3 diciembre 2024

España vestida de tristeza, con la toquilla puesta y el rosario en la mano; España de pañuelos blancos con el llanto en la garganta, con figuras enlutadas en los andenes del horror despidiendo a sus hijos camino del destierro.

España malversada de NO-DO y de silencios, de ausencia de libertades.  A aquella España es a la que nos quiere hacer retroceder, como si tuvieran una máquina del tiempo, los niñatos de la ultraderecha; temprano madrugó la madrugada, afirmó Miguel Hernández en su ‘Elegía a Ramón Sijé’ y, bien pronto, sólo un mes y medio después de las elecciones ya hay quienes se han quitado la careta para echarse al monte y, en cada espacio político donde tienen posibilidad de decidir, han empezado la censura cultural. Basta mirar la geografía de la vergüenza para darse cuenta de la gravedad del asunto: Getafe o Valdemorillo en Madrid, Briviesca en Burgos, Cantabria, Asturias, Baleares…. Los damnificados hasta ahora han sido Lope de Vega, Virginia Woolf, las películas de Disney o las producciones independientes de creadores para los que los ayuntamientos que gobiernan se han quedado, de pronto, “sin presupuesto”. Porque la censura siempre es lo primero que alcanza y en Vox lo saben; seguro que les habrán advertido de que, como afirmó Woolf, no hay barrera, cerradura ni cerrojo que pueda imponerse a la libertad de la mente, siempre y cuando se pueda ejercitar; por eso buscan evitar que la gente piense, poner una mordaza para proteger su pensamiento único desde la implícita voluntad de hacer -otra vez- listas de autores prohibidos, de creadores clandestinos, como cuando en los años cincuenta había que comprar los poemarios de Lorca, de Alberti o de Machado en las trastiendas de las librerías y esconderlos bien.

Esto para los ultramontanos, si nadie los frena, supone un principio tan bueno como otro para iniciar su cruzada con Abascal al frente.

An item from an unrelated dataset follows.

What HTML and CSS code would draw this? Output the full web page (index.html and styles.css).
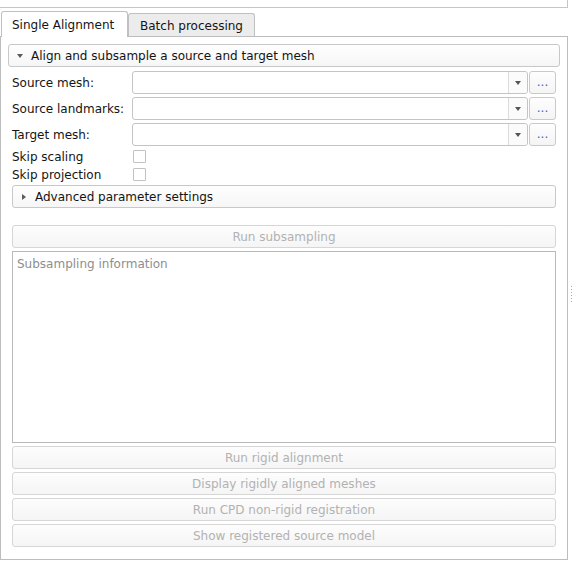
FILE: index.html
```
<!DOCTYPE html>
<html>
<head>
<meta charset="utf-8">
<link rel="stylesheet" href="styles.css">
</head>
<body>
<div class="window">
  <div class="main">
    <div class="topbox"></div>
    <div class="tabs">
      <div class="tab active">Single Alignment</div>
      <div class="tab">Batch processing</div>
    </div>
    <div class="pane">
      <div class="groupbtn"><span class="tri-down"></span><span>Align and subsample a source and target mesh</span></div>
      <div class="body">
        <div class="row">
          <div class="label">Source mesh:</div>
          <div class="combo"><div class="combo-field"></div><div class="combo-arrow"><span class="tri-small"></span></div></div>
          <div class="dots">...</div>
        </div>
        <div class="row">
          <div class="label">Source landmarks:</div>
          <div class="combo"><div class="combo-field"></div><div class="combo-arrow"><span class="tri-small"></span></div></div>
          <div class="dots">...</div>
        </div>
        <div class="row">
          <div class="label">Target mesh:</div>
          <div class="combo"><div class="combo-field"></div><div class="combo-arrow"><span class="tri-small"></span></div></div>
          <div class="dots">...</div>
        </div>
        <div class="cbrow">
          <div class="label">Skip scaling</div>
          <div class="checkbox"></div>
        </div>
        <div class="cbrow">
          <div class="label">Skip projection</div>
          <div class="checkbox"></div>
        </div>
        <div class="advbtn"><span class="tri-right"></span><span>Advanced parameter settings</span></div>
        <div class="btn disabled spaced">Run subsampling</div>
        <div class="textarea">Subsampling information</div>
        <div class="btn disabled">Run rigid alignment</div>
        <div class="btn disabled">Display rigidly aligned meshes</div>
        <div class="btn disabled">Run CPD non-rigid registration</div>
        <div class="btn disabled">Show registered source model</div>
      </div>
    </div>
  </div>
  <div class="splitter"><div class="handle"></div></div>
</div>
</body>
</html>
```
FILE: styles.css
```
* { box-sizing: border-box; }
html, body { margin: 0; padding: 0; background: #ffffff; }
body {
  font-family: "DejaVu Sans", "Liberation Sans", sans-serif;
  font-size: 12px;
  color: #141414;
  width: 572px;
  height: 576px;
  overflow: hidden;
}
.window { display: flex; flex-direction: row; }
.main { width: 568px; display: flex; flex-direction: column; }
.topbox {
  height: 8px;
  border-right: 1px solid #c6c6c6;
  border-bottom: 1px solid #c6c6c6;
}
.tabs {
  margin-top: 3px;
  height: 25px;
  display: flex;
  align-items: flex-end;
  padding-left: 1px;
  position: relative;
  z-index: 2;
}
.tab {
  height: 23px;
  width: 127px;
  border: 1px solid #c0c0c0;
  border-bottom: none;
  border-radius: 3px 3px 0 0;
  background: #ececec;
  display: flex;
  align-items: center;
  padding-left: 11px;
  padding-top: 2px;
  white-space: nowrap;
}
.tab.active {
  height: 26px;
  margin-bottom: -1px;
  background: #ffffff;
  padding-left: 10px;
  padding-top: 0;
}
.pane {
  border: 1px solid #bdbdbd;
  padding: 7px 7px 12px 7px;
  background: #ffffff;
  display: flex;
  flex-direction: column;
}
.groupbtn, .advbtn {
  height: 23px;
  border: 1px solid #c8c8c8;
  border-radius: 3px;
  background: linear-gradient(#fefefe, #f6f6f6);
  display: flex;
  align-items: center;
  white-space: nowrap;
}
.groupbtn { padding-left: 8px; }
.groupbtn .tri-down { margin-right: 8px; }
.tri-down {
  width: 0; height: 0;
  border-left: 3.5px solid transparent;
  border-right: 3.5px solid transparent;
  border-top: 4px solid #5a5a5a;
}
.tri-right {
  width: 0; height: 0;
  border-top: 3.5px solid transparent;
  border-bottom: 3.5px solid transparent;
  border-left: 4px solid #5a5a5a;
  margin-left: 9px;
  margin-right: 9px;
}
.body {
  margin-top: 4px;
  padding: 0 4px;
  display: flex;
  flex-direction: column;
  gap: 3px;
}
.row { height: 23px; display: flex; align-items: center; }
.label { width: 120px; white-space: nowrap; }
.combo {
  width: 396px;
  height: 23px;
  border: 1px solid #c4c4c4;
  border-radius: 3px;
  background: #ffffff;
  display: flex;
}
.combo-field { flex: 1; }
.combo-arrow {
  width: 19px;
  border-left: 1px solid #dcdcdc;
  background: #fbfbfb;
  border-radius: 0 3px 3px 0;
  display: flex;
  align-items: center;
  justify-content: center;
}
.tri-small {
  width: 0; height: 0;
  border-left: 3.5px solid transparent;
  border-right: 3.5px solid transparent;
  border-top: 4px solid #555555;
}
.dots {
  margin-left: 1px;
  width: 27px;
  height: 23px;
  border: 1px solid #cacaca;
  border-radius: 3px;
  background: linear-gradient(#fefefe, #f4f4f4);
  color: #2b6bd0;
  display: flex;
  align-items: center;
  justify-content: center;
  font-size: 12px;
  padding-bottom: 1px;
}
.cbrow { height: 15px; display: flex; align-items: center; }
.checkbox {
  width: 13px;
  height: 13px;
  margin-left: 1px;
  border: 1px solid #c2c2c2;
  border-radius: 1px;
  background: #ffffff;
}
.btn {
  height: 23px;
  border: 1px solid #d6d6d6;
  border-radius: 3px;
  background: linear-gradient(#fdfdfd, #f5f5f5);
  display: flex;
  align-items: center;
  justify-content: center;
  white-space: nowrap;
}
.btn.disabled { color: #b2b2b2; }
.btn.spaced { margin-top: 14px; }
.textarea {
  height: 192px;
  border: 1px solid #b9b9b9;
  background: #ffffff;
  color: #8e8e8e;
  padding: 5px 4px;
}
.splitter { flex: 1; }
.handle {
  margin-top: 286px;
  margin-left: 3px;
  width: 1px;
  height: 16px;
  background: repeating-linear-gradient(#a8a8a8 0 1px, transparent 1px 3px);
}
```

Porque, conste: no es una película de Netflix o HBO que podamos parar cuando queramos. Estamos viendo la vida real que condicionará nuestro futuro. Y nosotros, una mayoría de españoles, los hijos y los nietos de quienes perdieron la guerra (porque en este país la guerra la perdieron casi todos, aunque unos un poco más que otros), cuando percibimos patrones de conducta peligrosos de cuyas consecuencias advierten los libros de Historia, tenemos la obligación de refrescar la memoria; frente a quienes jalean a los reaccionarios desde sus tribunas debiéramos decir, serenamente, como Quevedo: “no he de callar por más que con el dedo,/ya tocando la boca o ya la frente,/silencio avises o amenaces miedo”. Nadie debiera olvidar tanto sufrimiento como nos contaron bajito nuestros abuelos o nuestras madres mientras la tarde se iba de retirada y en sus pupilas percibíamos que cabían dos lagos inmensos cargados de ausencias, sangre derramada o dolor inmarcesible como consecuencia de una lucha fratricida. Aquel país en blanco y negro, de rojos y azules, no puede ser este, gracias a que ellos construyeron la democracia con generosidad. Nuestra España es sensata, pacífica, diversa desde pensamiento heterodoxo para que quepamos todos, forjada a fuerza de concordia y de respeto. Por eso fracasarán intentando matar lo que significan Virginia Woolf o Lope, por ejemplo. Los grandes artistas son eternidad trascendida, mientras que los políticos mediocres que traicionan su noble ocupación de servicio a la patria son un error subsanable votando libremente.